On Wed, 07 Jan 2015 21:47:24 -0700
"Keith Medcalf" <kmedc...@dessus.com> wrote:

> >As I said, your description (which I trust is accurate) is very
> >helpful to someone who wants to understand how SQLite will act on
> >the SQL provided to it.  But it also protrays problematic choices
> >that stray from SQL's defined behavior.
> 
> Not really.  It only shows that updating the database on the same
> connection as is being used to run a select, and attempting to commit
> the update before the select is complete results in chaos.  I think
> you would agree that the sequence:
> 
> _prepare('select ...')
> do while _step() != DONE
>    _step(_prepare('BEGIN'))
>    _step(_prepare('UPDATE ...'))
>    _step(_prepare('COMMIT'))
>    continue
> 
> should not be valid.  The BEGIN COMMIT should be moved outside the
> loop unless the connection on which the select is processed is
> separate from that on which the BEGIN/UPDATE/COMMIT is performed.

Yes, I agree that shouldn't be valid.  Or, if it is, then it should
work correctly!  ;-)   

Thanks for the clarification.  The salient point, as you emphasized, is

> There is only one connection.  

I tend to forget that SQLite behaves oddly sometimes when misused.  We
had a discussion months ago about approximately the same thing, where
threads were sharing a connection.  

Sybase works similarly.  The server insists that each query be handled
in its entirety before it accepts the next.  Attempting to issue an
UPDATE per your example above would result in the dread "pending
results" error.  

Along the same lines, since you mentioned it, 

>  in an SQLite database you can do:
> 
> BEGIN
> SELECT ...
> SELECT ...
> SELECT ...
> SELECT ...
> COMMIT
> 
> and the view of the database seen by this connection will be
> consistent even though "some other process" modified the tables used
> in query 3 while query 2 was executing.  Even if those changes are
> commited by the writer process, the above process will not see them
> until the COMMIT releases the locks.  I expect other databases do
> this as well.  

In other DBMSs that I know of -- and afaik standard SQL -- BEGIN
TRANSACTION has no effect on SELECT. Each SELECT is atomic, of course,
but there's no way to hook two SELECTs together to make them see one
database state. That's what JOIN is for.  :-)  
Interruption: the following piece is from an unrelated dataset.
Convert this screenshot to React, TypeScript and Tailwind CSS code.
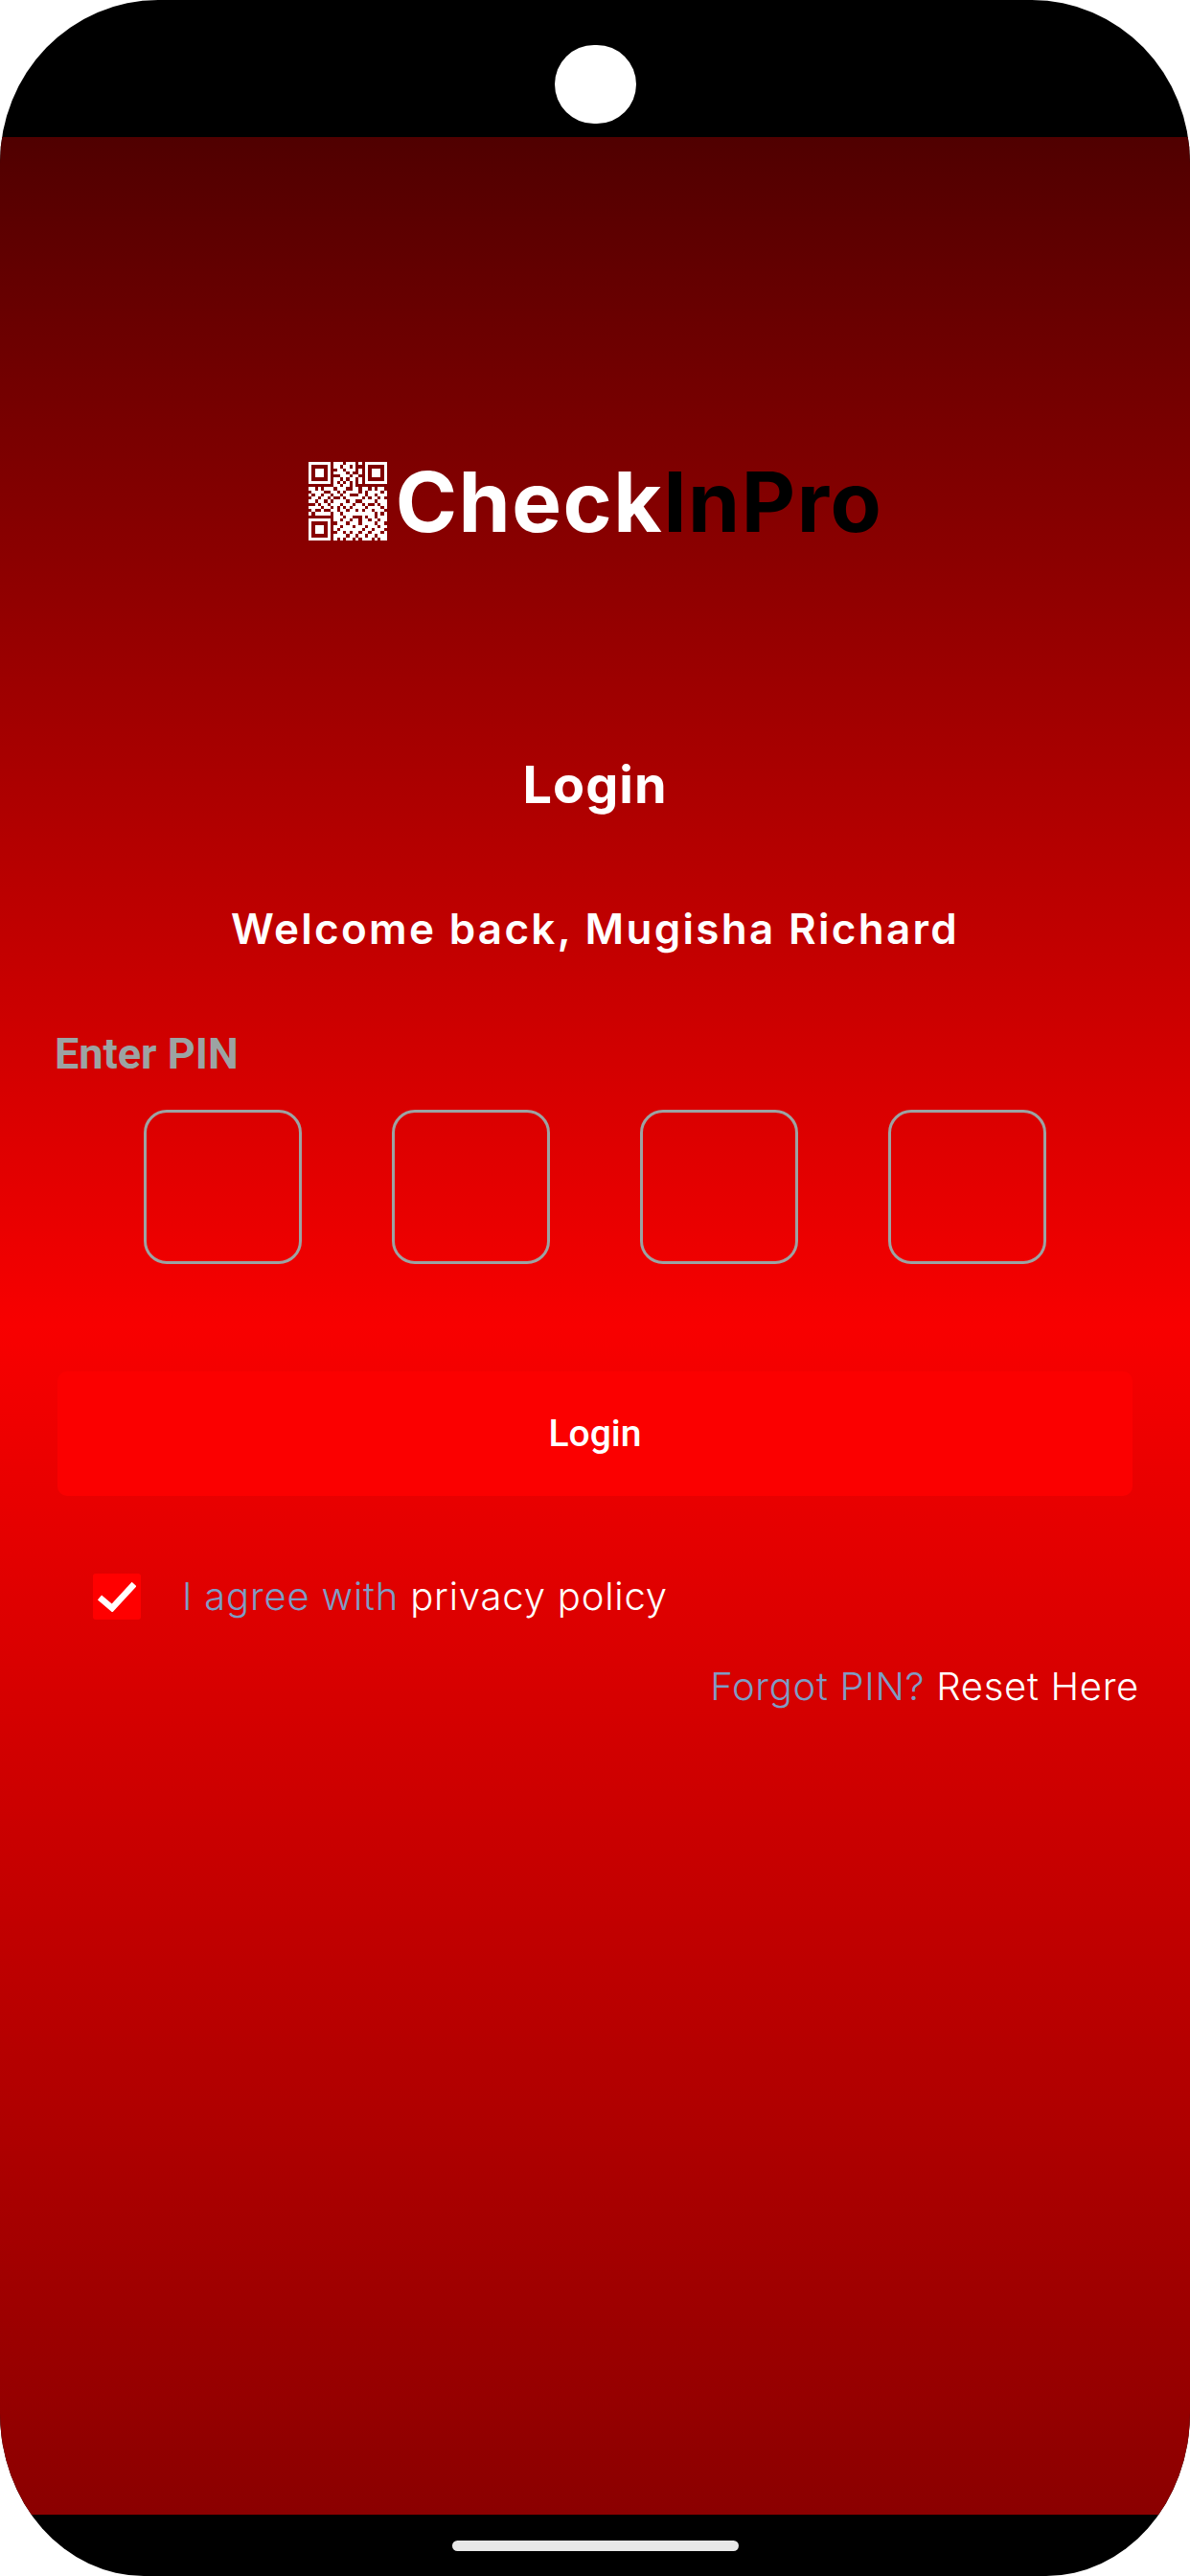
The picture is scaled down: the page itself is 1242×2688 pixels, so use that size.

A common error among inexperienced programmers is to assume that BEGIN
TRANSACTION works as you describe above: that it isolates SELECT from
competing updates.  But a transaction is not a lock!  A better mental
model is the one defined in the standard: BEGIN TRANSACTION defines a
unit of work that either will or will not be applied to the database in
its entirety (depending on COMMIT or ROLLBACK, of course).  It has a
role to play in maintaining database integrity.  It really has nothing
to do with isolation.  

Interesting discussion, Keith.  Thanks for the clarification.